Written instruction: Identify the lines holding "React" and copy them.

Data lines:
[START]
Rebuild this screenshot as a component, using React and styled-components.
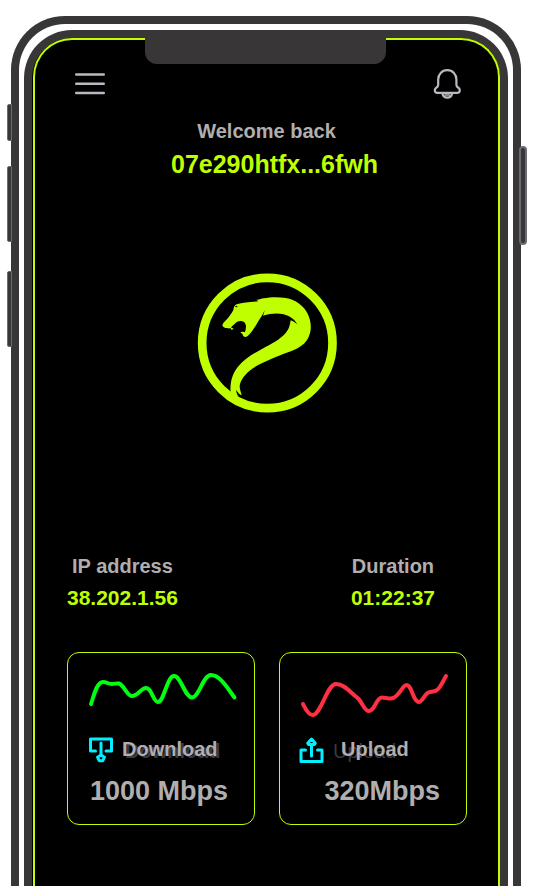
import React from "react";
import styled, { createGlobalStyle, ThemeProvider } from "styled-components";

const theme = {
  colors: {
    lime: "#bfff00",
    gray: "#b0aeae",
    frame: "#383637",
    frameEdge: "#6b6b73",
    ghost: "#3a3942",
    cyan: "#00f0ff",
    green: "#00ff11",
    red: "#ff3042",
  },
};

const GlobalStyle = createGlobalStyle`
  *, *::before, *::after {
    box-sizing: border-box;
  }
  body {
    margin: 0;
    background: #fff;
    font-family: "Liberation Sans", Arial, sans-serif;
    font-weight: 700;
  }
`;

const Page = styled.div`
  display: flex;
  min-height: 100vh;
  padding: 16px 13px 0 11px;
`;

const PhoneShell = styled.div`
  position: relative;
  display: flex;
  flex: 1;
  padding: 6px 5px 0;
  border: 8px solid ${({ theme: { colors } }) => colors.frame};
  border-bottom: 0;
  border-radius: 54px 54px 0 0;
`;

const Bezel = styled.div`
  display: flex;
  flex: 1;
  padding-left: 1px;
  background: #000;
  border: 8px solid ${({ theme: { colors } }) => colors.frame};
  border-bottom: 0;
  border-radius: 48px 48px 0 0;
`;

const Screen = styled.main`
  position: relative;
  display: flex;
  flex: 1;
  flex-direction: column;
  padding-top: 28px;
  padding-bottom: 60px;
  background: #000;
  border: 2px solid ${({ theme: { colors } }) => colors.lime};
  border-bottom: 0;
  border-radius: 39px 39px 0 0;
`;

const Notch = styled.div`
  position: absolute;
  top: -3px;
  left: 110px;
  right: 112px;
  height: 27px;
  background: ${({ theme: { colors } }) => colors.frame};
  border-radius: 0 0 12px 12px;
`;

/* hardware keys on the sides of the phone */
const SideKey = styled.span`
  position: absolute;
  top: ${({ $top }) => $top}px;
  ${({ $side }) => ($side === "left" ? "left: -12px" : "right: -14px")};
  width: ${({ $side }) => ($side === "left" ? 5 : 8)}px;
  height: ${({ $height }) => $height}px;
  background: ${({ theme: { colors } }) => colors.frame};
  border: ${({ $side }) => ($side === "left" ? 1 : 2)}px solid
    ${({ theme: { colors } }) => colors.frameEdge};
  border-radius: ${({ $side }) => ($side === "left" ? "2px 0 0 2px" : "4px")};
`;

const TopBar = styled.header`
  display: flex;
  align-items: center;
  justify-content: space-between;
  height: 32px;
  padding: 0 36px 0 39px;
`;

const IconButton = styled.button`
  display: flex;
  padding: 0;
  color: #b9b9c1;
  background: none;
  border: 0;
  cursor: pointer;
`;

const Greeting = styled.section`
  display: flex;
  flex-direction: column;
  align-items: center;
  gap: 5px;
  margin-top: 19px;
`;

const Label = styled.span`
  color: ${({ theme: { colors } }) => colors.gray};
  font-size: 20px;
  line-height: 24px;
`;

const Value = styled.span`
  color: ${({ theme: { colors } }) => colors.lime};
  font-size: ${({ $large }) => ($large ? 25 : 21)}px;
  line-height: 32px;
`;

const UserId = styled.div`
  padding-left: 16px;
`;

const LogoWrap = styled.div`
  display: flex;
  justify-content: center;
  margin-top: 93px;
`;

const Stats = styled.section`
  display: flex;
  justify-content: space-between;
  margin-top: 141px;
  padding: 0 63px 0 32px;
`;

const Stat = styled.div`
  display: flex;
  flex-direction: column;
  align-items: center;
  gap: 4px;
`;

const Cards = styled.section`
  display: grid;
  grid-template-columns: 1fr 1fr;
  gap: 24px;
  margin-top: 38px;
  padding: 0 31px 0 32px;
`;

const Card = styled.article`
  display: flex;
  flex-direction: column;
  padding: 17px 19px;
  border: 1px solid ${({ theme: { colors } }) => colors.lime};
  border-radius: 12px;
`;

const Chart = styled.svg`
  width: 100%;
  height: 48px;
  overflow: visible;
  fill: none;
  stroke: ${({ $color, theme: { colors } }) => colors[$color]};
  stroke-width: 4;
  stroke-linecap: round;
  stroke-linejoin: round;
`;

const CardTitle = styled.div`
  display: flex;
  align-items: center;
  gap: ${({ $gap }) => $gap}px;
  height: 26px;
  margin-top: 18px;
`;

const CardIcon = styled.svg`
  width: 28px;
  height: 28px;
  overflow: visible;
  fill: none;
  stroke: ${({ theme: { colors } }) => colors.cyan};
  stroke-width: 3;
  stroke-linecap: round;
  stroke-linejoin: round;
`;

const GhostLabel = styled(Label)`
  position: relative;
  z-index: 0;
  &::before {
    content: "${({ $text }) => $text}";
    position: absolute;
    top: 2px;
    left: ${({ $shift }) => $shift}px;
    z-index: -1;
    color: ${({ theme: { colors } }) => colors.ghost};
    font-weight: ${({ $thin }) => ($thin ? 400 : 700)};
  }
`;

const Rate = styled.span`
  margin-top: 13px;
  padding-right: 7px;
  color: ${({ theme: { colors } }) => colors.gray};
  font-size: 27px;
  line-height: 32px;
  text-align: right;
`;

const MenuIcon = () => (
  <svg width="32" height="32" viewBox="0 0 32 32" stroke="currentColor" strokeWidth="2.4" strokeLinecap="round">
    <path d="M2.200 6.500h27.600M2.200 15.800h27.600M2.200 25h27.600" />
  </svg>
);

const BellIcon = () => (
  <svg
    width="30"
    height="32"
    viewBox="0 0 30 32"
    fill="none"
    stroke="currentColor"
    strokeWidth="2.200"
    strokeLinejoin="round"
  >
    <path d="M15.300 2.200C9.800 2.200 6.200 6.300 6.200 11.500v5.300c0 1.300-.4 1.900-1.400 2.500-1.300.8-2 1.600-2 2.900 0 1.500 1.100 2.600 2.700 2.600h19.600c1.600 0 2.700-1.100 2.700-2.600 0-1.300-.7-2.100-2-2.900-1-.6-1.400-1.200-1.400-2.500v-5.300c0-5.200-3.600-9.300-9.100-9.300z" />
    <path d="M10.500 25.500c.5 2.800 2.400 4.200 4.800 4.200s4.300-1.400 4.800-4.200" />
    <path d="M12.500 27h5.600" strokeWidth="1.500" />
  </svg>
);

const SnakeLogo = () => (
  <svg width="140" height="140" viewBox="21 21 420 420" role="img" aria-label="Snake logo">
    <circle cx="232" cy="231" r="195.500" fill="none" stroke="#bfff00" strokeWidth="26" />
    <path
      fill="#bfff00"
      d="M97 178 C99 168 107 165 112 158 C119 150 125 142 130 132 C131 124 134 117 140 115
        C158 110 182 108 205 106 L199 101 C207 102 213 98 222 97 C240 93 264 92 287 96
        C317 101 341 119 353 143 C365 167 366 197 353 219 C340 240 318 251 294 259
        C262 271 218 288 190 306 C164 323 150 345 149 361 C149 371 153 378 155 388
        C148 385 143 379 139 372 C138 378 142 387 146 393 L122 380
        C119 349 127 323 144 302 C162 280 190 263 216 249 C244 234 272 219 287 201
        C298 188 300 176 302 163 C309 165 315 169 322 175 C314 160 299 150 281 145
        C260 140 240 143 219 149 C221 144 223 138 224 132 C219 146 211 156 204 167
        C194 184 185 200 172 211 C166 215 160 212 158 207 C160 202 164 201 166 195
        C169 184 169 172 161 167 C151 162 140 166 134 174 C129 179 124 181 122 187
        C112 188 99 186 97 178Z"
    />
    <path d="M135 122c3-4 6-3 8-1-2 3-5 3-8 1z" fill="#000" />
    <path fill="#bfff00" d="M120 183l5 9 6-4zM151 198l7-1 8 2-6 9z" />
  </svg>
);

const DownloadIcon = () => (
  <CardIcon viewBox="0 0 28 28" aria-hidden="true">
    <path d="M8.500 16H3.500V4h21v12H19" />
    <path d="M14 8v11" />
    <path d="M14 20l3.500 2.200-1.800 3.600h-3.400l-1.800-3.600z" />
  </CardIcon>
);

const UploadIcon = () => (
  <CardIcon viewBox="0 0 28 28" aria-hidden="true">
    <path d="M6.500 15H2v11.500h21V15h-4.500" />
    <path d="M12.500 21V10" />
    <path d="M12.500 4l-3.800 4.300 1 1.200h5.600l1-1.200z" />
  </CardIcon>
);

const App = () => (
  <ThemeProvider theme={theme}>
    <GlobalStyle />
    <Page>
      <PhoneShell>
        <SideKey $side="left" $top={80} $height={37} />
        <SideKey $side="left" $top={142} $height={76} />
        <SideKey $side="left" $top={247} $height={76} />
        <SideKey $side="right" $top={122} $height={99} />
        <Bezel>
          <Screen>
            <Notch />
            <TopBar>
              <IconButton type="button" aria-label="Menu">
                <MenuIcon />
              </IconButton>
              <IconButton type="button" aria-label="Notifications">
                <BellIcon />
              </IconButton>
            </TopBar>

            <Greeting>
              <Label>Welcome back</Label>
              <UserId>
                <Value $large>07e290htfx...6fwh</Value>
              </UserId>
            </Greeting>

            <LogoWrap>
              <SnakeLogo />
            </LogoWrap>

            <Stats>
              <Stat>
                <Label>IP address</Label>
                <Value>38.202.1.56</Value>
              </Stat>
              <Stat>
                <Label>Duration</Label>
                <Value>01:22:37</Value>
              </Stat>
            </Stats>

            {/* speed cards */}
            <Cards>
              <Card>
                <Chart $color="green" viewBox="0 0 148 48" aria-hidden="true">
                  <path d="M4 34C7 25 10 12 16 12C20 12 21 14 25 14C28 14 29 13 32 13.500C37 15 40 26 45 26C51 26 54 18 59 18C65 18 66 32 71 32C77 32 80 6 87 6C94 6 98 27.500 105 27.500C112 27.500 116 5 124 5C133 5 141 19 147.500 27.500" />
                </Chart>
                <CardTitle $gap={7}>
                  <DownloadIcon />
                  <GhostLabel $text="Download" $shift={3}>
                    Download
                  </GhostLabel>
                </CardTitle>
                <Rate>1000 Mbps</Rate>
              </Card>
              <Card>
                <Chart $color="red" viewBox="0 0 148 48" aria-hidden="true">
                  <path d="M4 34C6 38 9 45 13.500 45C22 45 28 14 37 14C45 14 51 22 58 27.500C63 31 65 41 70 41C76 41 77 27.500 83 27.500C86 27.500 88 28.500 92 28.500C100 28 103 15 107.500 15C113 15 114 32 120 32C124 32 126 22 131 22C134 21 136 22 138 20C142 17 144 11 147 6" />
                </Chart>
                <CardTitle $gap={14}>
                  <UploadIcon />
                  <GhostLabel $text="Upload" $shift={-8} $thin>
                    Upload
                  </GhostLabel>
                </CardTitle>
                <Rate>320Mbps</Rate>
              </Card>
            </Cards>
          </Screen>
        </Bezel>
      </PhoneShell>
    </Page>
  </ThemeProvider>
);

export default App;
[END]
[START]
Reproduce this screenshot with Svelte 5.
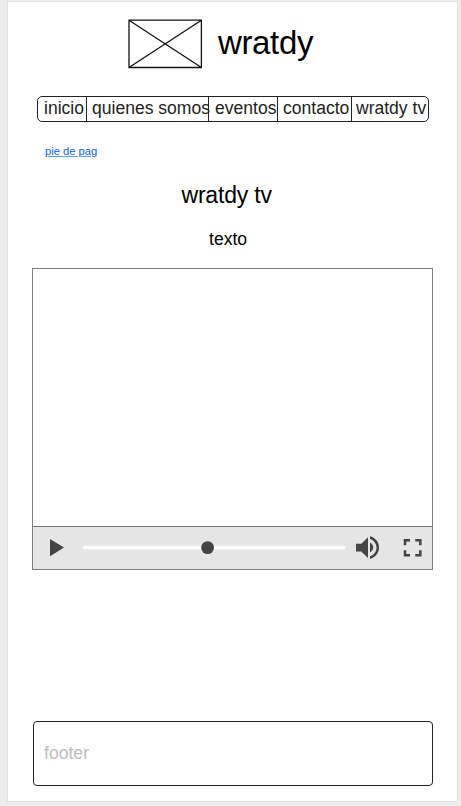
[END]
Exercise result:
Rebuild this screenshot as a component, using React and styled-components.
import React from "react";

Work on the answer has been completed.